Statements are the combination of entity, property, value and optionally time or location within a single sentence. When parsing a sentence would be ambiguous (such as occurs when there are abbreviations in the sentence), the end of a sentence is indicated directly by using the <z/> tag.
Statements can be placed inside meta tags at the beginning of a document such as:
<entity id=”Q9439”>Queen Victoria</entity>
<property id=”P31”>was the</property>
<time value=”1837–1901”>1837 to 1901</time>
<entity id=”Q9439”>Queen Victoria</entity>
<property id=”P263”>resided at</property>
<entity id=”Q42646”>Windsor Castle</entity>
<time value=”1819–1901”>1819 to 1901</time>
<entity id=”Q9439”>Queen Victoria</entity>
<value id=”Q12138”>May 24, 1819</value>
<time value=”1819-05-24” />
<location id=”Q207385”>Kensington Place</location>
<entity id=”Q9439”>Queen Victoria</entity>
<value id=”Q12138”>January 22, 1901</value>
<time value=”1901-01-22” />
<location id=”Q565155”>Osborne House</location>
Statements can also be embedded throughout the document. Statements in both the meta area and embedded in the document can optionally be extracted by aggregators to present as summaries or in infoboxes. Information extracted from statements can also be combined to show information that cuts across documents such as showing a table of “monarchs of England sorted by time”
Repositories and standards
While publishers should be able to create their own entities and property specific to their domain, there should also be a ‘base’ set of entities and properties for the most established entities/properties.
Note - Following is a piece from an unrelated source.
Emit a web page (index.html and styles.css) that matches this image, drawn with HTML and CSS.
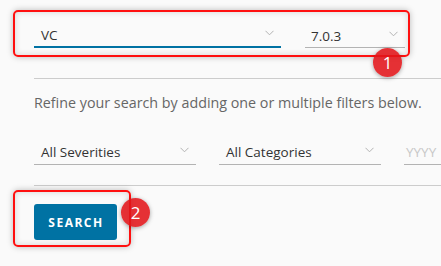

KSF should play that role, providing an initial base repository of IDs for entities and properties. It would also be possible and reasonable to use Wikidata’s repository, however Wikidata does not aim to provide a base, but a comprehensive all-inclusive set of IDs. This makes Wikidata a centralized gatekeeper of IDs and conflicts with the goals of KSF to not have gatekeepers. Pointing to and using the KSF repository would be optional and multiple repositories are allowed for a single document as specified in the repository tags.